Despite his claims to write plainly, you can pretty much craft a separate thesis from every story in this collection. Stylistically, it's like the lovechild of Kafka and Gabriel Garcia Marquez; weirdly magical stories with nightmarish undertones. What are dreams? What is reality? There are labyrinths, non-linear paths, theories on infinite and the functions of time and math, and a mystical obsession with libraries, books and writing that I really enjoyed. The earlier stories in the collection stuck with me more, but maybe by the end I was just having Borges fatigue. Some favs: "The Babylon Lottery", "The Library of Babel", "The Garden of Forking Paths" and "Tlon, Uqbar, Orbis Tertius". They were so interesting I hate to relegate them to a single sentence all bunched together, but honestly I'd need to reread them like three more times to put together a semi-comprehensive post. Ain't nobody got time for that right now.

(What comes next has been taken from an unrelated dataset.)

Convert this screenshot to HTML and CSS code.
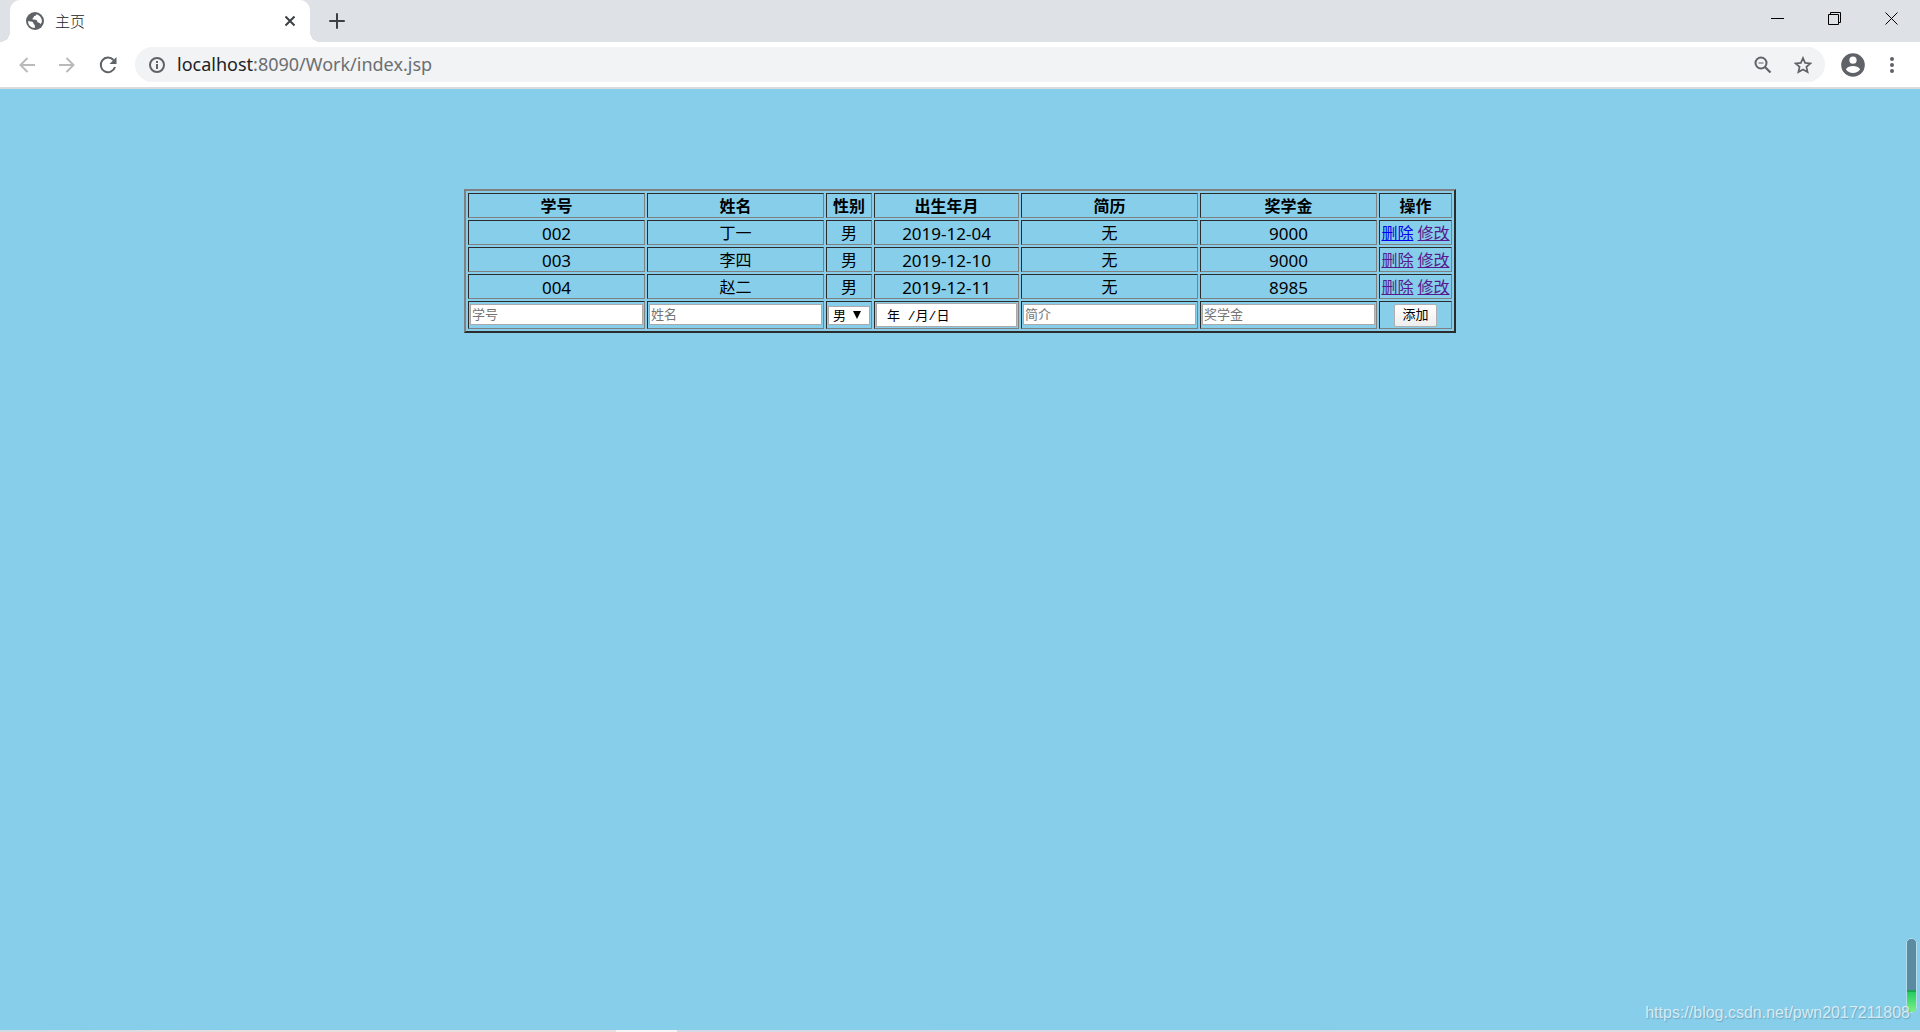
FILE: index.html
```html
<!DOCTYPE html>
<html lang="zh-CN">
<head>
<meta charset="utf-8">
<title>主页</title>
<link rel="stylesheet" href="styles.css">
</head>
<body>
<div class="window">
  <header class="tabstrip">
    <div class="tab">
      <svg class="globe" viewBox="0 0 18 18" width="18" height="18"><circle cx="9" cy="9" r="9" fill="#5f6368"/><path d="M2 9.2c2 .1 4.200 .1 5 1 .7.8.2 1.800 1.200 2.300.8.5.8 1.300.6 3.400C4.900 15.900 2 12.800 2 9.200zM10.500 2.200c-.3 1.300-.7 1.500-2 1.800-.9.300-.6 1.500-1.500 1.900-.7.4-.6 1.400.1 1.600 1.400.3 3.200-.1 3.900 1.100.6 1-.1 1.900 1.300 2 1.200.1 1.700.6 2 1.700 1-1.200 1.600-2 1.600-3.300 0-3.300-2.300-6-5.400-6.800z" fill="#fff"/></svg>
      <span class="tab-title">主页</span>
      <button class="icon-button" aria-label="关闭标签页"><svg viewBox="0 0 12 12" width="12" height="12"><path d="M1.500 1.500l9 9M10.500 1.500l-9 9" stroke="#3c4043" stroke-width="2"/></svg></button>
    </div>
    <button class="icon-button new-tab" aria-label="新标签页"><svg viewBox="0 0 16 16" width="16" height="16"><path d="M8 1v14M1 8h14" stroke="#3c4043" stroke-width="2" stroke-linecap="round"/></svg></button>
    <div class="window-buttons">
      <button class="icon-button" aria-label="最小化"><svg viewBox="0 0 13 13" width="13" height="13"><path d="M0 6.500h13" stroke="#000"/></svg></button>
      <button class="icon-button" aria-label="还原"><svg viewBox="0 0 13 13" width="13" height="13"><path d="M.5 2.500h10v10H.5zM2.500 2.500v-2h10v10h-2" fill="none" stroke="#000"/></svg></button>
      <button class="icon-button" aria-label="关闭"><svg viewBox="0 0 13 13" width="13" height="13"><path d="M.5.5l12 12M12.500.5l-12 12" stroke="#000"/></svg></button>
    </div>
  </header>
  <nav class="toolbar">
    <button class="icon-button" aria-label="后退"><svg viewBox="0 0 16 16" width="16" height="16"><path d="M16 8H1.500M8.500 1L1.500 8l7 7" fill="none" stroke="#bababa" stroke-width="2"/></svg></button>
    <button class="icon-button" aria-label="前进"><svg viewBox="0 0 16 16" width="16" height="16"><path d="M0 8h14.500M7.500 1l7 7-7 7" fill="none" stroke="#bababa" stroke-width="2"/></svg></button>
    <button class="icon-button" aria-label="重新加载"><svg viewBox="0 0 18 18" width="18" height="18"><path d="M14.500 4A7.300 7.300 0 1 0 16 11" fill="none" stroke="#5f6368" stroke-width="2"/><path d="M17.500 1v7h-7z" fill="#5f6368"/></svg></button>
    <div class="address">
      <svg viewBox="0 0 16 16" width="16" height="16"><circle cx="8" cy="8" r="7" fill="none" stroke="#5f6368" stroke-width="2"/><path d="M8 7v5M8 4v2" stroke="#5f6368" stroke-width="2"/></svg>
      <span class="url"><b class="host">localhost</b>:8090/Work/index.jsp</span>
      <button class="icon-button" aria-label="缩放"><svg viewBox="0 0 18 18" width="18" height="18"><circle cx="7" cy="7" r="5.500" fill="none" stroke="#5f6368" stroke-width="2"/><path d="M4.500 7h5" stroke="#5f6368"/><path d="M11 11l5.500 5.500" stroke="#5f6368" stroke-width="2.200"/></svg></button>
      <button class="icon-button" aria-label="收藏"><svg viewBox="0 0 18 18" width="18" height="18"><path d="M9 2l2.100 4.900 5.300.5-4 3.500 1.200 5.200L9 13.400l-4.600 2.700 1.200-5.200-4-3.500 5.300-.5z" fill="none" stroke="#5f6368" stroke-width="1.700"/></svg></button>
    </div>
    <button class="icon-button" aria-label="用户"><svg viewBox="0 0 24 24" width="24" height="24"><circle cx="12" cy="12" r="11.800" fill="#5f6368"/><circle cx="12" cy="7.200" r="3.600" fill="#fff"/><path d="M4.900 16.200c1.400-2.200 4.200-3.300 7.100-3.300s5.700 1.100 7.100 3.300A8.500 8.500 0 0 1 12 20a8.500 8.500 0 0 1-7.100-3.800z" fill="#fff"/></svg></button>
    <button class="icon-button" aria-label="菜单"><svg viewBox="0 0 4 16" width="4" height="16"><g fill="#5f6368"><circle cx="2" cy="2" r="2"/><circle cx="2" cy="8" r="2"/><circle cx="2" cy="14" r="2"/></g></svg></button>
  </nav>
  <main class="page">
    <form class="student-form">
      <table class="students">
        <colgroup><col class="wide"><col class="wide"><col class="sex"><col class="date"><col class="wide"><col class="wide"><col class="actions"></colgroup>
        <tr><th>学号</th><th>姓名</th><th>性别</th><th>出生年月</th><th>简历</th><th>奖学金</th><th>操作</th></tr>
        <tr><td>002</td><td>丁一</td><td>男</td><td>2019-12-04</td><td>无</td><td>9000</td><td class="links"><a class="fresh" href="#">删除</a> <a href="#">修改</a></td></tr>
        <tr><td>003</td><td>李四</td><td>男</td><td>2019-12-10</td><td>无</td><td>9000</td><td class="links"><a href="#">删除</a> <a href="#">修改</a></td></tr>
        <tr><td>004</td><td>赵二</td><td>男</td><td>2019-12-11</td><td>无</td><td>8985</td><td class="links"><a href="#">删除</a> <a href="#">修改</a></td></tr>
        <tr class="entry">
          <td><input class="field" type="text" placeholder="学号" aria-label="学号"></td>
          <td><input class="field" type="text" placeholder="姓名" aria-label="姓名"></td>
          <td><div class="picker"><select class="select" aria-label="性别"><option>男</option><option>女</option></select></div></td>
          <td><input class="field date-field" type="text" value="年 /月/日" aria-label="出生年月"></td>
          <td><input class="field" type="text" placeholder="简介" aria-label="简介"></td>
          <td><input class="field" type="text" placeholder="奖学金" aria-label="奖学金"></td>
          <td><button class="add" type="button">添加</button></td>
        </tr>
      </table>
    </form>
  </main>
  <footer class="edge"><span class="edge-left"></span><span class="edge-mid"></span><span class="edge-right"></span></footer>
  <div class="meter"><div class="meter-level"></div></div>
  <div class="watermark">https://blog.csdn.net/pwn2017211808</div>
</div>
</body>
</html>
```
FILE: styles.css
```css
* { box-sizing: border-box; }
body { margin: 0; font-family: "Noto Sans", "Noto Sans CJK SC", sans-serif; }
.window { position: relative; display: flex; flex-direction: column; min-height: 100vh; background: skyblue; }
.icon-button { display: flex; align-items: center; justify-content: center; padding: 0; border: 0; background: none; }
.icon-button svg { display: block; }

.tabstrip { display: flex; height: 42px; padding-left: 10px; background: #dee1e6; }
.tab { position: relative; display: flex; align-items: center; gap: 11px; width: 300px; padding: 0 14px 0 16px; border-radius: 10px 10px 0 0; background: #fff; }
.tab::before, .tab::after { content: ""; position: absolute; bottom: 0; width: 10px; height: 10px; }
.tab::before { left: -10px; background: radial-gradient(circle at 0 0, transparent 10px, #fff 10px); }
.tab::after { right: -10px; background: radial-gradient(circle at 100% 0, transparent 10px, #fff 10px); }
.tab-title { flex: 1; padding-bottom: 2px; font-size: 15px; font-weight: 300; color: #202124; }
.new-tab { margin-left: 19px; }
.window-buttons { display: flex; gap: 44px; height: 36px; margin-left: auto; padding-right: 22px; }

.toolbar { display: flex; align-items: center; height: 47px; gap: 24px; padding: 0 26px 0 19px; border-bottom: 2px solid #d9dbdf; background: #fff; }
.address { display: flex; flex: 1; align-items: center; gap: 12px; height: 35px; margin: 0 -8px 0 -6px; padding: 0 13px 0 14px; border-radius: 18px; background: #f1f3f4; }
.address .icon-button { margin-left: 10px; }
.toolbar > .icon-button:last-child { margin-left: 1px; }
.url { flex: 1; padding-bottom: 2px; font-size: 18px; line-height: 24px; color: #6b6e72; }
.host { font-weight: 400; color: #202124; }

.page { display: flex; flex: 1; align-items: flex-start; justify-content: center; padding-top: 100px; }
.students { border: 2px solid; border-color: #808080 #2b2b2b #2b2b2b #808080; border-spacing: 2px; table-layout: fixed; width: 992px; }
.wide { width: 177px; }
.sex { width: 46px; }
.date { width: 145px; }
.actions { width: 73px; }
.students th, .students td { height: 25px; padding: 2px 1px 0; border: 1px solid; border-color: #2b2b2b #808080 #808080 #2b2b2b; text-align: center; font-size: 16px; line-height: 21px; white-space: nowrap; }
.students td { font-size: 17px; }
.students td:nth-child(2), .students td:nth-child(3), .students td:nth-child(5), .students td.links { font-size: 16px; }
.students a { color: #551a8b; }
.students a.fresh { color: #00e; }
.students .entry td { height: 28px; padding: 1px; }
.field { display: block; width: 100%; height: 21px; margin-bottom: 1px; padding: 0 1px 1px; border: 1px solid #a9a9a9; background: #fff; font-family: inherit; font-size: 13px; line-height: 17px; color: #000; }
.field::placeholder { color: #757575; }
.date-field { height: 24px; margin: 0; padding-left: 10px; font-family: "Liberation Mono", "Noto Sans CJK SC", monospace; }
.picker { display: grid; align-items: center; width: 42px; height: 19px; margin: 0 auto; }
.picker::after { content: ""; grid-area: 1 / 1; justify-self: end; width: 8px; height: 8px; margin-right: 9px; background: #000; clip-path: polygon(0 0, 100% 0, 50% 100%); pointer-events: none; }
.select { grid-area: 1 / 1; width: 42px; height: 19px; padding: 0 4px; border: 1px solid #a9a9a9; border-radius: 0; appearance: none; background: #fff; font-family: inherit; font-size: 13px; line-height: 17px; color: #000; }
.add { display: block; width: 43px; height: 23px; margin: 0 auto; padding: 0 0 1px; border: 1px solid #b0b0b0; border-radius: 2px; background: linear-gradient(#fff, #eee); font-family: inherit; font-size: 13px; line-height: 19px; color: #000; }

.edge { display: flex; height: 2px; }
.edge-left { flex: 616; background: linear-gradient(90deg, #d0dbe4, #e8dedd 40%); }
.edge-mid { flex: 61; background: #f6f4f5; }
.edge-right { flex: 1243; background: linear-gradient(90deg, #d6d9e6, #e0dbdf); }
.meter { position: absolute; right: 3px; bottom: 19px; display: flex; flex-direction: column; justify-content: flex-end; width: 11px; height: 75px; overflow: hidden; border: 1px solid #b5dcec; border-radius: 5px; background: #5b8ba1; }
.meter-level { height: 22px; border-top: 2px solid #1ba64f; background: linear-gradient(#25cc61, #7af384); }
.watermark { position: absolute; right: 10px; bottom: 9px; font-family: "Liberation Sans", Arial, sans-serif; font-size: 16px; line-height: 20px; color: rgba(255, 255, 255, .7); text-shadow: 1px 1px 1px rgba(70, 110, 130, .4); }
```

Random recurring allusions: Thomas DeQuincey, whose 1882 Confessions of an English Opium-Eater must've been a stylistic influence for Borges, and Martin Fierro, a famous epic Argentinian poem with a John Wayne / Clint Eastwood-esque protagonist.

Bottom line, part I: I'm not head-over-heels with Borges, but I'm intrigued enough to read more of his work (or re-read). What I'd really like to get my hands on and wrap my mind around is a solid Kafka-Borges-Marquez comparative piece.

Bottom line, part II: Going back to the beginning of the post, required reading #2 is to go to Borges' Selected Non-Fictions, page 430, "L'Illusion Comique": "Thus there were two histories: the criminal one, composed of jails, tortures, prostitutions, arsons, and deaths; and the theatrical one, tales and fables made for consumption by dolts."